Peeples writes that before long, however, terrorism took over as the sensor’s primary obstacle. “My timing was perfect: the Madrid bombing had happened while we were developing the monitor,” Chillrud says. “No one seemed phased much. But when the London bombings happened, and it became apparent that our pack was the same size, the police said, ‘No way.
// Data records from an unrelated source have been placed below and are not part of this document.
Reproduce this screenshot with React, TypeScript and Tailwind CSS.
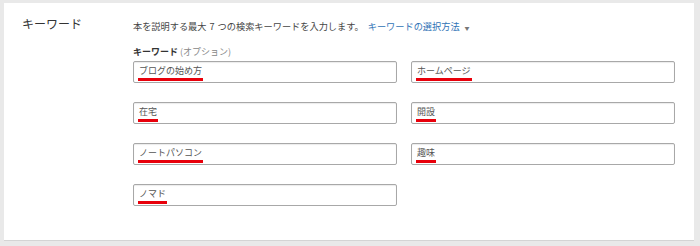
import React from "react";

const keywords = ["ブログの始め方", "ホームページ", "在宅", "開設", "ノートパソコン", "趣味", "ノマド"];

const jp = { fontFamily: '"Noto Sans CJK JP", "Liberation Sans", sans-serif' };

const KeywordBox = ({ value }: { value: string }) => (
  <div className="h-[22px] border border-[#a8a8a8] rounded-[2px] bg-white shadow-[inset_0_1px_1px_rgba(0,0,0,0.08)] pl-[4px] flex items-start">
    <span className="inline-block mt-[3px] pb-[2px] border-b-[3px] border-[#e8000b] text-[9px] leading-[11px] text-[#555] px-[1px]">
      {value}
    </span>
  </div>
);

export default function App() {
  return (
    <div className="w-[700px] h-[246px] bg-[#e9e9e9] pl-[4px] pt-[3px] pr-[6px] pb-[5px]" style={jp}>
      <div className="h-[238px] bg-white border-b border-[#d4d4d4] flex">
        <div className="w-[129px] pl-[18px] pt-[13px] text-[12px] leading-[16px] text-[#333]">キーワード</div>
        <div className="pt-[17px]">
          <p className="text-[9.2px] leading-[12px] text-[#444]">
            本を説明する最大<span className="mx-[3px]">7</span>つの検索キーワードを入力します。
            <span className="text-[#2f73b6] ml-[4px]">キーワードの選択方法</span>
            <span className="text-[#777] text-[5px] ml-[5px] align-middle">▼</span>
          </p>
          <div className="mt-[12px] text-[9px] leading-[12px]">
            <span className="font-bold text-[#333]">キーワード</span>
            <span className="text-[#888] ml-[2px]">(オプション)</span>
          </div>
          <div className="mt-[3px] grid grid-cols-[264px_264px] gap-x-[14px] gap-y-[19px]">
            {keywords.map((k) => (
              <KeywordBox key={k} value={k} />
            ))}
          </div>
        </div>
      </div>
    </div>
  );
}
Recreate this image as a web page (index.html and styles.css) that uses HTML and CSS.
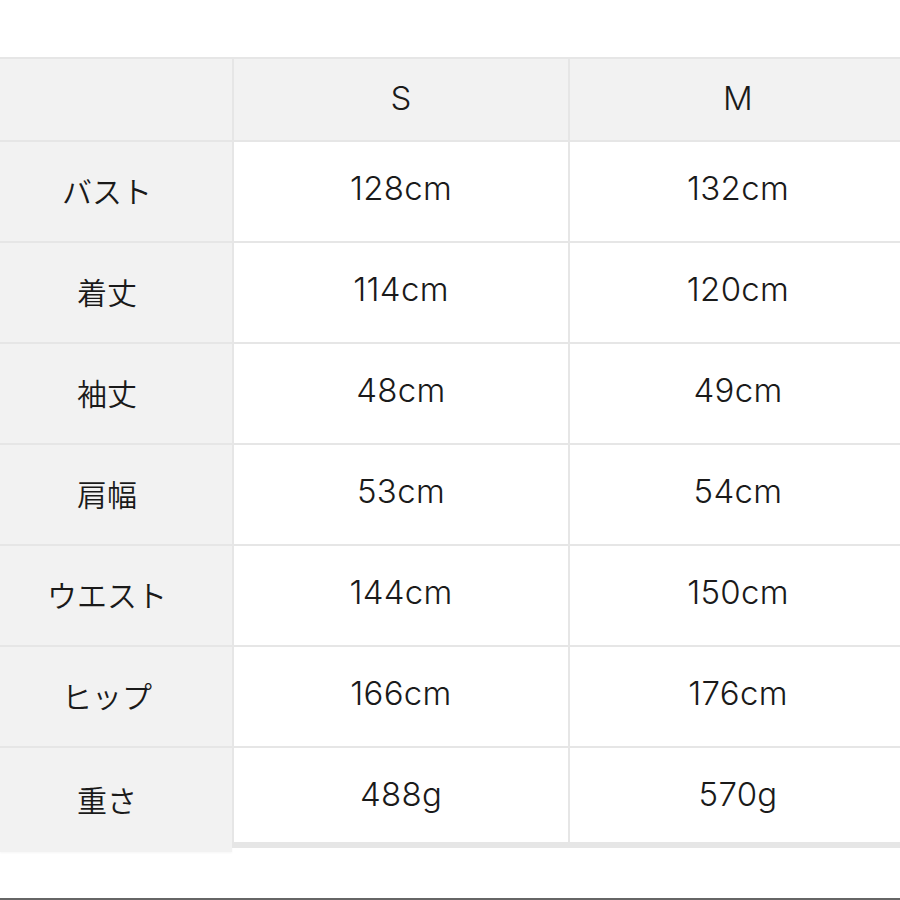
FILE: index.html
```html
<!DOCTYPE html>
<html lang="ja">
<head>
<meta charset="utf-8">
<link rel="stylesheet" href="styles.css">
</head>
<body>
<div class="page">
  <div class="size-table">
    <div class="cell head label"></div>
    <div class="cell head col">S</div>
    <div class="cell head col">M</div>

    <div class="cell label">バスト</div>
    <div class="cell col">128cm</div>
    <div class="cell col">132cm</div>

    <div class="cell label">着丈</div>
    <div class="cell col">114cm</div>
    <div class="cell col">120cm</div>

    <div class="cell label">袖丈</div>
    <div class="cell col">48cm</div>
    <div class="cell col">49cm</div>

    <div class="cell label">肩幅</div>
    <div class="cell col">53cm</div>
    <div class="cell col">54cm</div>

    <div class="cell label">ウエスト</div>
    <div class="cell col">144cm</div>
    <div class="cell col">150cm</div>

    <div class="cell label">ヒップ</div>
    <div class="cell col">166cm</div>
    <div class="cell col">176cm</div>

    <div class="cell label last">重さ</div>
    <div class="cell col last">488g</div>
    <div class="cell col last">570g</div>
  </div>
  <div class="bottom-rule"></div>
</div>
</body>
</html>
```

FILE: styles.css
```css
html, body {
  margin: 0;
  padding: 0;
  background: #ffffff;
}

.page {
  width: 900px;
  height: 900px;
  overflow: hidden;
  padding-top: 57px;
  box-sizing: border-box;
  display: flex;
  flex-direction: column;
  font-family: "Noto Sans CJK JP", "Noto Sans", sans-serif;
  color: #1a1a1a;
}

.size-table {
  display: grid;
  grid-template-columns: 232px 336px 338px;
  grid-auto-rows: 101px;
  grid-template-rows: 83px;
}

.cell {
  box-sizing: border-box;
  border-top: 2px solid #e6e6e6;
  display: flex;
  align-items: center;
  justify-content: center;
  padding-bottom: 6px;
  line-height: 1;
  background: #ffffff;
}

.cell.label {
  font-size: 30px;
  font-weight: 350;
  padding-right: 18px;
  padding-bottom: 4px;
  background: #f2f2f2;
}

.cell.col {
  border-left: 2px solid #e6e6e6;
  font-family: "Inter", "Noto Sans CJK JP", sans-serif;
  font-size: 33px;
  font-weight: 350;
  letter-spacing: 0.3px;
}

.cell.head {
  background: #f2f2f2;
  padding-bottom: 2px;
}

.cell.label.last {
  height: 106px;
  padding-bottom: 2px;
  box-shadow: 0 1px 2px rgba(0, 0, 0, 0.04);
}

.cell.col.last {
  align-self: start;
  height: 102px;
  padding-bottom: 2px;
  border-bottom: 6px solid #e6e6e6;
}

.bottom-rule {
  margin-top: auto;
  height: 2px;
  background: #666666;
}
```
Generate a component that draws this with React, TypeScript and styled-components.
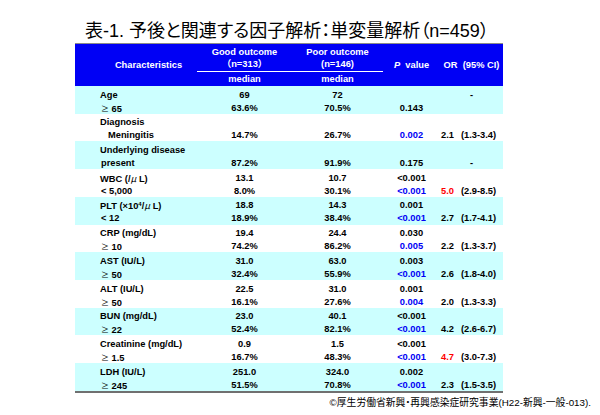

You need to shrink it to the size of Walkman, or else you are putting your subjects at risk of being shot.’”
Shrinking the sensor
This is just what he did with help from Cowin, who leads the hardware and software development side of the project. “The sampler is not cell phone-size yet (the 1991 models, notwithstanding) but it is pretty compact,” Cowin notes, adding how much quieter it is compared with the early, humming models.

The work in progress — currently 15 centimeters long, less than 7.5 centimeters wide, and weighing about as much as a Walkman — is undergoing validation to ensure that filters only 0.2 centimeter in diameter can really do equivalent work to the old 3.7-centimeter-wide models. The prototype houses six of these pollution nets: three for the collection of black carbon and three for single particles, both prevalent in urban air and suspected hazards for children’s health.